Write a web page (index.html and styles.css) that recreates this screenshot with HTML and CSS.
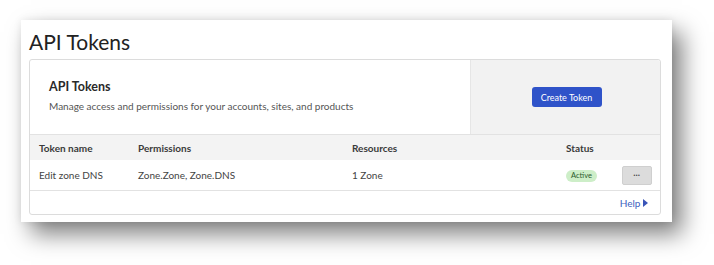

==

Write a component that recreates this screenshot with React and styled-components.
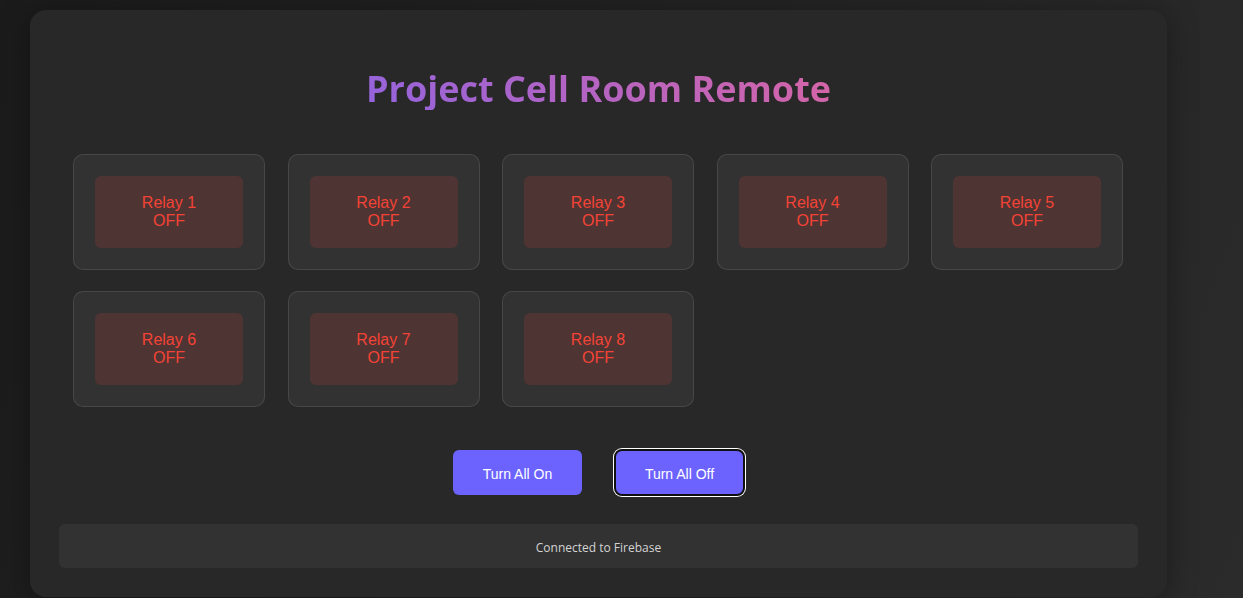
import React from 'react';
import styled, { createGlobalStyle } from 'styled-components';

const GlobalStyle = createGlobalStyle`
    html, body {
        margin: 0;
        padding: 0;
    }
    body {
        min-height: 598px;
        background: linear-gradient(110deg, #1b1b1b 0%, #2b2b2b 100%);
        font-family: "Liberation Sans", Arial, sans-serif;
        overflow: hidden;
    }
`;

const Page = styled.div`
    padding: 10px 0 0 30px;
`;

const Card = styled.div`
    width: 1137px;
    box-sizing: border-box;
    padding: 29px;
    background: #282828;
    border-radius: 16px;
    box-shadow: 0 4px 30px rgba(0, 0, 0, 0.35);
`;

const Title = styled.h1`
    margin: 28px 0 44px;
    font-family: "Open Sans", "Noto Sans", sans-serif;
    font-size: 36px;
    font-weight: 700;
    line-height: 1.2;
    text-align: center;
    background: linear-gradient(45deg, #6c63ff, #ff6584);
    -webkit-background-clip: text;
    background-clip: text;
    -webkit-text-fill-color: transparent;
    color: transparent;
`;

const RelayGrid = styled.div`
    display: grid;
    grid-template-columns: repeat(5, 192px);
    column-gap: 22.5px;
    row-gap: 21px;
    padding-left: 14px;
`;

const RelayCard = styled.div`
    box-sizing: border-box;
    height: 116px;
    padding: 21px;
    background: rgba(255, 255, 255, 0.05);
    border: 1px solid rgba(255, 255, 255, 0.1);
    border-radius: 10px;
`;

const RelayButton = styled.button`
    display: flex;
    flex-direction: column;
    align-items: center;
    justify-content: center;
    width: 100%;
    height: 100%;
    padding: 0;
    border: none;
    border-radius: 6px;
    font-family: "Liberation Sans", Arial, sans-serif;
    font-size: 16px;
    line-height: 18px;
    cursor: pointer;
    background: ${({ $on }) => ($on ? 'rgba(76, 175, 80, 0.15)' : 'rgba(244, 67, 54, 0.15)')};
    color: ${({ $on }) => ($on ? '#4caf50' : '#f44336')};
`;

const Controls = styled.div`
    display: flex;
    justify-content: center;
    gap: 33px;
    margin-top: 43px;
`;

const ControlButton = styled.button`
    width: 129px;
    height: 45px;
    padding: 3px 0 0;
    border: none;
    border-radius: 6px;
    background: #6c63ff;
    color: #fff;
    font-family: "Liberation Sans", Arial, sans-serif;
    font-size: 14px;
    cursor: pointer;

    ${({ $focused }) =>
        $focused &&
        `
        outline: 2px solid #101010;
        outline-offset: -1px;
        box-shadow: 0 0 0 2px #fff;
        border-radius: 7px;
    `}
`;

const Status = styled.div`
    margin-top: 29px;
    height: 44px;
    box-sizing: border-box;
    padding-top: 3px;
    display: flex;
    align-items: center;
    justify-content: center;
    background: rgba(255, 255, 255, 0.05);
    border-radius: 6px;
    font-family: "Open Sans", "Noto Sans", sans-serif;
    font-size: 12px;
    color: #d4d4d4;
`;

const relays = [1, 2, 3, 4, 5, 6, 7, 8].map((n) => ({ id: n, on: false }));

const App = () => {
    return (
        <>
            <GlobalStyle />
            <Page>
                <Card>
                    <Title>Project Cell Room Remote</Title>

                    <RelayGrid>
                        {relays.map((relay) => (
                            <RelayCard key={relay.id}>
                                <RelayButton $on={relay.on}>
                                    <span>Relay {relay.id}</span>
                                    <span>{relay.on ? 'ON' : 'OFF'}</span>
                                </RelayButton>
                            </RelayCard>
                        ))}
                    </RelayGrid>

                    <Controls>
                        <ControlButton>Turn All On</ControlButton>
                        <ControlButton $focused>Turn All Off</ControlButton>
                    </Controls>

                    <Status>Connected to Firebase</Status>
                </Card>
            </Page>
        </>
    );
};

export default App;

-- Instructions for the task --
Search the entries for the word "this" and pick out every line that holds it.

-- Solution below --
Write a web page (index.html and styles.css) that recreates this screenshot with HTML and CSS.
Write a component that recreates this screenshot with React and styled-components.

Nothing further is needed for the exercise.